Every Conversation Needs a Point
The initial conversation is always the hardest, which is why you need to make sure you have a specific point you want to make, whether it’s concern they need treatment or simply pointing out concerning habit and mood changes.
Understanding the causes of addiction can also help prepare you for the discussion, giving you a chance to try to think through recent events that happened prior to your friend’s transition to drug addiction. Traumatic events can often lead to abuse and eventually addiction as they turn a coping mechanism into a full-fledged dependency that can be physical, psychological or both.
Remember, They Are Still Your Friend
It can be hard to separate the symptoms of addiction from your friend’s regular attitude and personality. Behavioral changes such as mood swings, paranoia, self-isolation, anxiety and depression are some of the most common symptoms that impact how interactions are handled.
Even with a step-by-step guide to how to approach a loved one addicted to drugs, it’s an emotional and often high-pressure situation to navigate. When symptoms of addiction start having a physical impact, it can become even more difficult to remember the version of them you grew to love. Physical changes often present themselves as drastic weight change, alterations in their pupils or having bloodshot eyes, frequent nosebleeds or dried blood under their nose.
Work Towards a Solution
The conversation that must be had can be difficult to receive from your friend’s side.
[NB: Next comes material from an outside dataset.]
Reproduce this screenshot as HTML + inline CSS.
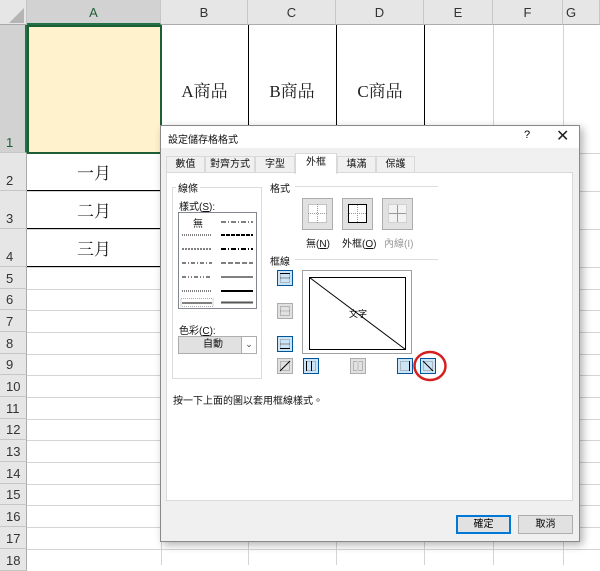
<!DOCTYPE html>
<html><head><meta charset="utf-8"><style>
*{margin:0;padding:0;box-sizing:border-box}
body{width:600px;height:565px;overflow:hidden;background:#fff;position:relative;font-family:"Liberation Sans","Noto Sans CJK TC",sans-serif}
.a{position:absolute}
.ch{position:absolute;top:0;height:25px;background:#e6e6e6;border-right:1px solid #c6c6c6;border-bottom:1px solid #ababab;font-size:13px;color:#333;text-align:center;line-height:26px}
.rh{position:absolute;left:0;width:27px;background:#e6e6e6;border-bottom:1px solid #c6c6c6;border-right:1px solid #ababab;font-size:13px;color:#333;padding-left:6px;display:flex;align-items:flex-end;padding-bottom:2px}
.hl{position:absolute;left:27px;right:0;height:1px;background:#d4d4d4}
.vl{position:absolute;top:25px;bottom:0;width:1px;background:#d4d4d4}
.serif{font-family:"Liberation Serif","Noto Serif CJK SC",serif;font-size:17px;color:#222}
.d{font-size:10px;color:#111}
.btn{position:absolute;border:1px solid #adadad;background:#e1e1e1;font-size:10px;text-align:center}
</style></head><body>
<div class="ch" style="left:0;width:27px;background:#e6e6e6"></div>
<svg class="a" style="left:8px;top:8px" width="17" height="16"><polygon points="16,0 16,15 1,15" fill="#b5b5b5"/></svg>
<div class="ch" style="left:27px;width:134px;background:#d2d2d2;border-bottom:2px solid #217346;color:#1e5e36">A</div>
<div class="ch" style="left:161px;width:87px">B</div>
<div class="ch" style="left:248px;width:88px">C</div>
<div class="ch" style="left:336px;width:88px">D</div>
<div class="ch" style="left:424px;width:69px">E</div>
<div class="ch" style="left:493px;width:70px">F</div>
<div class="ch" style="left:563px;width:37px;text-align:left;padding-left:3px">G</div>
<div class="rh" style="top:25px;height:128px;background:#d2d2d2;color:#1e5e36;border-right:2px solid #217346">1</div>
<div class="rh" style="top:153px;height:38px">2</div>
<div class="rh" style="top:191px;height:38px">3</div>
<div class="rh" style="top:229px;height:38px">4</div>
<div class="rh" style="top:267px;height:22px">5</div>
<div class="rh" style="top:289px;height:21px">6</div>
<div class="rh" style="top:310px;height:22px">7</div>
<div class="rh" style="top:332px;height:22px">8</div>
<div class="rh" style="top:354px;height:21px">9</div>
<div class="rh" style="top:375px;height:22px">10</div>
<div class="rh" style="top:397px;height:22px">11</div>
<div class="rh" style="top:419px;height:21px">12</div>
<div class="rh" style="top:440px;height:22px">13</div>
<div class="rh" style="top:462px;height:22px">14</div>
<div class="rh" style="top:484px;height:21px">15</div>
<div class="rh" style="top:505px;height:22px">16</div>
<div class="rh" style="top:527px;height:22px">17</div>
<div class="rh" style="top:549px;height:22px">18</div>
<div class="hl" style="top:153px"></div><div class="hl" style="top:191px"></div><div class="hl" style="top:229px"></div><div class="hl" style="top:267px"></div>
<div class="hl" style="top:289px"></div><div class="hl" style="top:310px"></div><div class="hl" style="top:332px"></div><div class="hl" style="top:354px"></div><div class="hl" style="top:375px"></div><div class="hl" style="top:397px"></div><div class="hl" style="top:419px"></div><div class="hl" style="top:440px"></div><div class="hl" style="top:462px"></div><div class="hl" style="top:484px"></div><div class="hl" style="top:505px"></div><div class="hl" style="top:527px"></div><div class="hl" style="top:549px"></div>
<div class="vl" style="left:161px"></div><div class="vl" style="left:248px"></div><div class="vl" style="left:336px"></div><div class="vl" style="left:424px"></div><div class="vl" style="left:493px"></div><div class="vl" style="left:563px"></div>
<div class="a" style="left:27px;top:25px;width:135px;height:129px;background:#fff2cc;border:2px solid #1e5e36"></div>
<div class="a" style="left:248px;top:25px;width:1px;height:128px;background:#000"></div>
<div class="a" style="left:336px;top:25px;width:1px;height:128px;background:#000"></div>
<div class="a" style="left:424px;top:25px;width:1px;height:128px;background:#000"></div>
<div class="a" style="left:27px;top:190px;width:134px;height:1px;background:#000"></div>
<div class="a" style="left:27px;top:228px;width:134px;height:1px;background:#000"></div>
<div class="a" style="left:27px;top:266px;width:134px;height:1px;background:#000"></div>
<div class="a serif" style="left:161px;top:77px;width:87px;text-align:center">A商品</div>
<div class="a serif" style="left:248px;top:77px;width:88px;text-align:center">B商品</div>
<div class="a serif" style="left:336px;top:77px;width:88px;text-align:center">C商品</div>
<div class="a serif" style="left:27px;top:159px;width:134px;text-align:center">一月</div>
<div class="a serif" style="left:27px;top:197px;width:134px;text-align:center">二月</div>
<div class="a serif" style="left:27px;top:235px;width:134px;text-align:center">三月</div>
<div class="a" style="left:160px;top:125px;width:420px;height:417px;background:#f0f0f0;border:1px solid #888;box-shadow:3px 3px 8px rgba(0,0,0,.3)"></div>
<div class="a" style="left:161px;top:126px;width:418px;height:22px;background:#fff"></div>
<div class="a d" style="left:168px;top:131px">設定儲存格格式</div>
<div class="a" style="left:524px;top:129px;font-size:11px">?</div>
<div class="a" style="left:556px;top:126px;font-size:16px;color:#222">✕</div>
<div class="a d" style="left:166px;top:156px;width:39px;height:17px;border:1px solid #d9d9d9;text-align:center;line-height:16px">數值</div>
<div class="a d" style="left:205px;top:156px;width:50px;height:17px;border:1px solid #d9d9d9;text-align:center;line-height:16px">對齊方式</div>
<div class="a d" style="left:255px;top:156px;width:40px;height:17px;border:1px solid #d9d9d9;text-align:center;line-height:16px">字型</div>
<div class="a d" style="left:295px;top:153px;width:42px;height:21px;border:1px solid #d9d9d9;border-bottom:none;background:#fff;text-align:center;line-height:18px;z-index:2">外框</div>
<div class="a d" style="left:337px;top:156px;width:39px;height:17px;border:1px solid #d9d9d9;text-align:center;line-height:16px">填滿</div>
<div class="a d" style="left:376px;top:156px;width:39px;height:17px;border:1px solid #d9d9d9;text-align:center;line-height:16px">保護</div>
<div class="a" style="left:166px;top:172px;width:407px;height:329px;background:#fff;border:1px solid #d9d9d9"></div>
<div class="a" style="left:172px;top:187px;width:90px;height:192px;border:1px solid #dcdcdc"></div>
<div class="a d" style="left:176px;top:180px;background:#fff;padding:0 2px">線條</div>
<div class="a d" style="left:179px;top:198px">樣式(<u>S</u>):</div>
<div class="a" style="left:178px;top:212px;width:79px;height:97px;border:1px solid #828790;background:#fff"></div>
<div class="a d" style="left:193px;top:215px">無</div>
<svg class="a" style="left:179px;top:213px" width="77" height="95">
<g stroke="#000" fill="none">
<line x1="42" y1="9" x2="74" y2="9" stroke-dasharray="5 2 1 2"/>
<line x1="3" y1="22" x2="33" y2="22" stroke-dasharray="1 1"/>
<line x1="42" y1="22" x2="74" y2="22" stroke-width="2" stroke-dasharray="4 1"/>
<line x1="3" y1="36" x2="33" y2="36" stroke-dasharray="2 1"/>
<line x1="42" y1="36" x2="74" y2="36" stroke-width="2" stroke-dasharray="5 2 1 2"/>
<line x1="3" y1="50" x2="33" y2="50" stroke-dasharray="4 2 1 2"/>
<line x1="42" y1="50" x2="74" y2="50" stroke-dasharray="5 2"/>
<line x1="3" y1="64" x2="33" y2="64" stroke-dasharray="4 2 1 2 1 2"/>
<line x1="42" y1="64" x2="74" y2="64"/>
<line x1="3" y1="78" x2="33" y2="78" stroke-dasharray="1 1"/>
<line x1="42" y1="78" x2="74" y2="78" stroke-width="2"/>
<line x1="42" y1="89" x2="74" y2="89" stroke-width="3" stroke="#555"/>
<line x1="42" y1="88" x2="74" y2="88" stroke="#fff"/>
<line x1="3" y1="90" x2="33" y2="90"/>
<rect x="2" y="85.5" width="32" height="8" stroke="#aaa" stroke-dasharray="1 1"/>
</g></svg>
<div class="a d" style="left:179px;top:322px">色彩(<u>C</u>):</div>
<div class="a d" style="left:178px;top:336px;width:79px;height:18px;border:1px solid #adadad;background:#e1e1e1;line-height:16px;padding-left:24px">自動</div>
<div class="a" style="left:241px;top:337px;width:15px;height:16px;background:#fff;border-left:1px solid #adadad;font-size:9px;text-align:center;line-height:15px;color:#444">⌄</div>
<div class="a" style="left:295px;top:186px;width:143px;height:1px;background:#dcdcdc"></div>
<div class="a d" style="left:270px;top:180px">格式</div>
<svg class="a" style="left:302px;top:198px" width="140" height="36">
<g fill="#e1e1e1" stroke="#adadad"><rect x=".5" y=".5" width="30" height="31"/><rect x="40.5" y=".5" width="30" height="31"/><rect x="80.5" y=".5" width="30" height="31"/></g>
<g fill="#fff" stroke="#999" stroke-dasharray="1 1"><rect x="6.5" y="6.5" width="18" height="18"/><line x1="15.5" y1="6" x2="15.5" y2="25"/><line x1="6" y1="15.5" x2="25" y2="15.5"/></g>
<rect x="46.5" y="6.5" width="18" height="18" fill="#fff" stroke="#000"/><g stroke="#999" stroke-dasharray="1 1"><line x1="55.5" y1="7" x2="55.5" y2="24"/><line x1="47" y1="15.5" x2="64" y2="15.5"/></g>
<rect x="86.5" y="6.5" width="18" height="18" fill="#f2f2f2" stroke="#bbb" stroke-dasharray="1 1"/><g stroke="#999"><line x1="95.5" y1="7" x2="95.5" y2="24"/><line x1="87" y1="15.5" x2="104" y2="15.5"/></g>
</svg>
<div class="a d" style="left:306px;top:235px">無(<u>N</u>)</div>
<div class="a d" style="left:342px;top:235px">外框(<u>O</u>)</div>
<div class="a d" style="left:384px;top:235px;color:#999">內線(I)</div>
<div class="a" style="left:295px;top:259px;width:143px;height:1px;background:#dcdcdc"></div>
<div class="a d" style="left:270px;top:253px">框線</div>
<svg class="a" style="left:277px;top:269px" width="170" height="112">
<g fill="#cce4f7" stroke="#005499"><rect x=".5" y="1.5" width="15" height="15"/><rect x=".5" y="67.5" width="15" height="15"/><rect x="26.5" y="89.5" width="15" height="15"/><rect x="120.5" y="89.5" width="15" height="15"/><rect x="143.5" y="89.5" width="15" height="15"/></g>
<g fill="#e1e1e1" stroke="#adadad"><rect x=".5" y="34.5" width="15" height="15"/><rect x=".5" y="89.5" width="15" height="15"/><rect x="73.5" y="89.5" width="15" height="15"/></g>
<g stroke="#888" fill="none" stroke-dasharray="1 1"><rect x="3.5" y="4.5" width="9" height="9"/><rect x="3.5" y="37.5" width="9" height="9"/><rect x="3.5" y="70.5" width="9" height="9"/><rect x="3.5" y="92.5" width="9" height="9"/><rect x="29.5" y="92.5" width="9" height="9"/><rect x="76.5" y="92.5" width="9" height="9"/><rect x="123.5" y="92.5" width="9" height="9"/><rect x="146.5" y="92.5" width="9" height="9"/></g>
<g stroke="#000"><line x1="3" y1="4.5" x2="13" y2="4.5"/><line x1="3" y1="79.5" x2="13" y2="79.5"/><line x1="29.5" y1="92" x2="29.5" y2="102"/><line x1="132.5" y1="92" x2="132.5" y2="102"/><line x1="3" y1="102" x2="13" y2="92"/><line x1="146" y1="92" x2="156" y2="102"/><line x1="34.5" y1="92" x2="34.5" y2="102"/><line x1="3" y1="9" x2="13" y2="9" stroke="#888"/><line x1="3" y1="75" x2="13" y2="75" stroke="#888"/></g>
<g stroke="#bbb"><line x1="3" y1="42" x2="13" y2="42"/><line x1="81" y1="92" x2="81" y2="102"/></g>
<rect x="25.5" y="1.5" width="109" height="83" fill="#fff" stroke="#a0a0a0"/>
<g stroke="#000" fill="none"><rect x="32.5" y="8.5" width="96" height="72"/><line x1="32.5" y1="8.5" x2="128.5" y2="80.5"/></g>
<text x="72" y="48" font-size="9" font-family="Noto Sans CJK TC">文字</text>
</svg>
<svg class="a" style="left:412px;top:350px" width="36" height="32"><ellipse cx="18" cy="16" rx="15.5" ry="14" fill="none" stroke="#d62020" stroke-width="2.5"/></svg>
<div class="a d" style="left:173px;top:392px">按一下上面的圖以套用框線樣式。</div>
<div class="btn" style="left:456px;top:515px;width:55px;height:19px;border:2px solid #0078d7;line-height:15px">確定</div>
<div class="btn" style="left:518px;top:515px;width:55px;height:19px;line-height:17px">取消</div>
</body></html>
It often feels as though you are berating them on a mistake they’ve made that they’re typically aware of but perhaps not the full impact it’s had. Addiction can blind users to the side effects and strains it causes internally and externally.
Make sure you help your friend understand that it’s not too late to get help and that it’s all being brought up from a place of love and compassion for them. Look into local treatment facilities and rehab programs beforehand to understand how they work, equipping you with a follow up conversation if your friend is open to the idea.
One last tip for the conversation is to keep reminding them that you care. Stay away from pointing out more problem areas than necessary or assigning blame to them for something they did due to their addiction.
Lay out the facts and concerns, remind them throughout the conversation that you want to help and then follow up with them regularly either to check in or help them personally get through the journey to sobriety.